Now, six months later, Jim is the one who researches the highest-quality grain-free treats. He’s the one who bought her a heated bed for the winter. And, in the ultimate betrayal of his "dog person" status, I recently caught him showing pictures of Bella to his coworkers. "Look at this," he told them. "She does this thing where she sleeps like a croissant. It’s statistically the cutest thing on the planet."

Bella has turned our ordinary routines into something special. She has a "Chasing the Light" ritual every afternoon when the sun hits the hardwood floor just right. We stop what we’re doing just to watch her pounce on phantom dust motes, her tail twitching with pure joy. We have "Kitchen Quality Control," where she sits on a dedicated stool while I cook, making sure no piece of dropped chicken goes un-investigated.


The comfort she brings is hard to quantify, but it’s present in every corner of our home. There is something deeply grounding about the sound of a cat purring in a quiet room. It’s a rhythmic, healing vibration that seems to smooth out the jagged edges of a bad day. When I’m stressed about a deadline or Jim is worried about a project, Bella is there. She doesn't need to say anything. She just sits there, a warm, breathing reminder that the world is okay as long as there is a sunbeam to sit in.

I realized recently that I didn't just "adopt a cat." I invited a soul into our home who taught us how to slow down. She taught us that a "low-maintenance companion" isn't someone who stays out of the way; it’s someone who makes the way more beautiful.


The house is no longer just "our" house.
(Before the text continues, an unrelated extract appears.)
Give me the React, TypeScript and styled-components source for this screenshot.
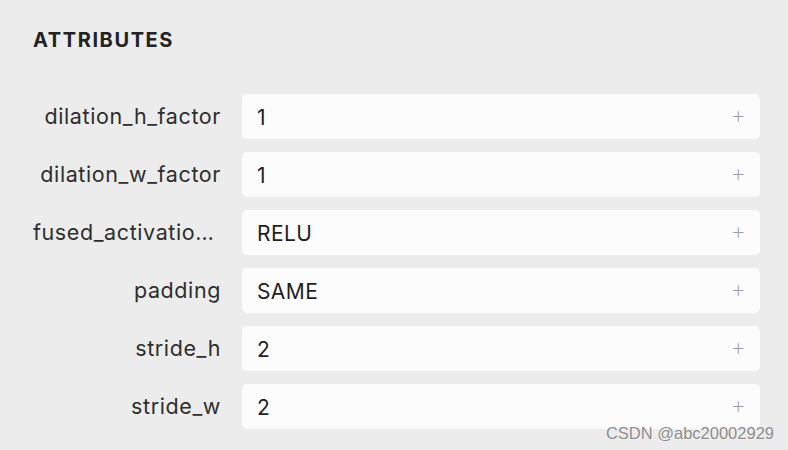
import styled, { createGlobalStyle } from "styled-components";

const GlobalStyle = createGlobalStyle`
  html, body {
    margin: 0;
    padding: 0;
    background: #ececec;
  }
  body {
    font-family: Inter, "Noto Sans", sans-serif;
    color: #262626;
  }
`;

const attributes = [
  { name: "dilation_h_factor", value: "1" },
  { name: "dilation_w_factor", value: "1" },
  { name: "fused_activation_function", value: "RELU" },
  { name: "padding", value: "SAME" },
  { name: "stride_h", value: "2" },
  { name: "stride_w", value: "2" },
];

export default function App() {
  return (
    <>
      <GlobalStyle />
      <Page>
        <Title>ATTRIBUTES</Title>
        <List>
          {attributes.map((a) => (
            <Row key={a.name}>
              <Label>{a.name}</Label>
              <Field>
                <Value>{a.value}</Value>
                <Plus>+</Plus>
              </Field>
            </Row>
          ))}
        </List>
        <Watermark>CSDN @abc20002929</Watermark>
      </Page>
    </>
  );
}

const Page = styled.div`
  position: relative;
  width: 788px;
  height: 450px;
  box-sizing: border-box;
  padding: 28px 28px 0 33px;
  background: #ececec;
  overflow: hidden;
`;

const Title = styled.div`
  font-size: 20px;
  font-weight: 700;
  letter-spacing: 1.6px;
  color: #232323;
  line-height: 24px;
`;

const List = styled.div`
  display: flex;
  flex-direction: column;
  gap: 13px;
  margin-top: 42px;
`;

const Row = styled.div`
  display: flex;
  align-items: center;
  gap: 21px;
`;

const Label = styled.div`
  width: 188px;
  text-align: right;
  font-size: 21.5px;
  letter-spacing: 0.6px;
  color: #2e2e2e;
  white-space: nowrap;
  overflow: hidden;
  text-overflow: ellipsis;
  padding-bottom: 2px;
`;

const Field = styled.div`
  flex: 1;
  height: 45px;
  display: flex;
  align-items: center;
  justify-content: space-between;
  padding: 0 14px 0 15px;
  background: #fcfcfc;
  border-radius: 5px;
`;

const Value = styled.span`
  font-size: 21px;
  letter-spacing: 0.4px;
  color: #1f1f1f;
  padding-top: 2px;
`;

const Plus = styled.span`
  font-size: 24px;
  font-weight: 200;
  line-height: 1;
  color: #a0a0a0;
  padding-bottom: 4px;
`;

const Watermark = styled.div`
  position: absolute;
  right: 14px;
  bottom: 7px;
  font-family: "Liberation Sans", Arial, sans-serif;
  font-size: 16.5px;
  color: #8c8c8c;
  text-shadow: 0 0 2px rgba(255, 255, 255, 0.8);
`;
It’s Bella’s kingdom, and we are just her very well-trained staff. There is fur on the navy blue rug, and my favorite curtains have a few "distressed" threads near the bottom, but I wouldn't trade it for anything.

Life feels remarkably brighter with her around. The mornings are noisier, the nights are more crowded, and our furniture is definitely hers, but the air in our home feels lighter. She has filled the gaps we didn't even know were there. She has brought a skeptic to his knees and turned a busy house into a sanctuary.

As I watch her now, curled up in a perfect silver circle on Jim’s lap while he pretends to read his book, I have to smile. We thought we were the ones giving her a home, but the truth is, she’s the one who gave us ours. We are just living in Bella’s world now, and honestly? It’s the best place we’ve ever been.